What is surprising (and blameworthy) is that the boomers’ understanding of sexual mores never matured. Even as they left organized religion, one would think that they might have appreciated, as parents and grandparents, the social usefulness of espousing sexual conventions sufficiently restrictive that young people could experience the rebelliousness that defined their own youth without resorting to mid-coital choking.

Now, even if more older adults were to understand what their lifelong denigration of earlier sexual and romantic conventions has truly wrought for those who are coming of age today, it would be too late for them to do much about it. At bottom, this is a problem beyond the scope of formal education. Therefore, the older adults who are (too) often still in charge of educational and other institutions cannot do much.

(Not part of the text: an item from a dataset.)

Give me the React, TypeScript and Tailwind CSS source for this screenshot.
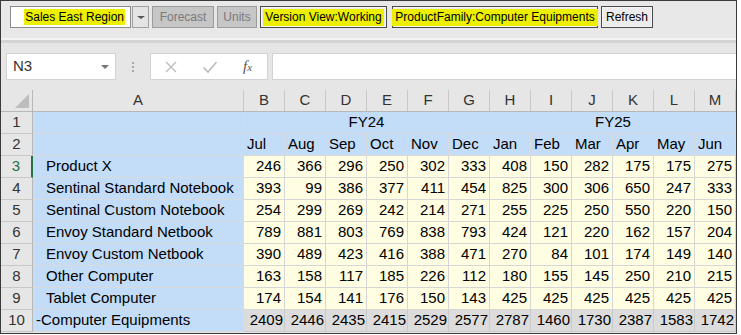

Meanwhile, the 20-something women brave enough to flout ostensibly feminist orthodoxy and speak the truth about the degradation and decadence that we have bequeathed to them are at this point overmatched by the sheer inertia of the sexual landscape’s combination of clinical legalism and nihilistic amoralism. They are undoubtedly correct in their diagnosis; but, economically speaking, they have a cartel problem.

It’s both too late and too unlikely to get enough of their fellow teen and 20-something girls and women (raised by boomers and Gen-Xers who assumed that safe, consensual sex was at least safe and consensual enough) to rebel en masse against all the legalistic amoralism in which they’ve been inculcated — and in a way that forces them to take more personal, moral and social responsibility rather than less. Not to mention their having to contend with boys and men who have been inculcated in the same (and often embraced it with much greater zeal on a basic level, regardless of how it may or may not affect them on a deeper one).

So, my fellow Gen-X and millennial parents of children and pre-teens, winning this long game for a healthier sexual landscape among tomorrow’s youth is up to us. I do not know how it will end. But I know that it begins with an acknowledgement that things sexual and romantic have gone dreadfully wrong in a host of ways among every demographic of people our juniors, and that we want better for our own children.

And I know that it continues with a willingness to seem uncool when we impart to our children what every generation save the one presently entering its golden years imparted to theirs: that sex is for marriage. They won’t listen forever, of course (few people ever really did), but part of the wisdom in that old standard was its ability to lend an air of illicitness to even the most “vanilla” premarital sexual activity.

It seems fair to assume that a world in which one can feel somewhat transgressive about old-fashioned sex without a wedding band would be far more empowering for tomorrow’s young women (after all, if it’s at least a little transgressive, it is not so awkward to decline if you want to) than one in which attempted asphyxiation is apparently no longer shocking enough to unambiguously warrant a police report, let alone a mere withdrawal of intimate consent.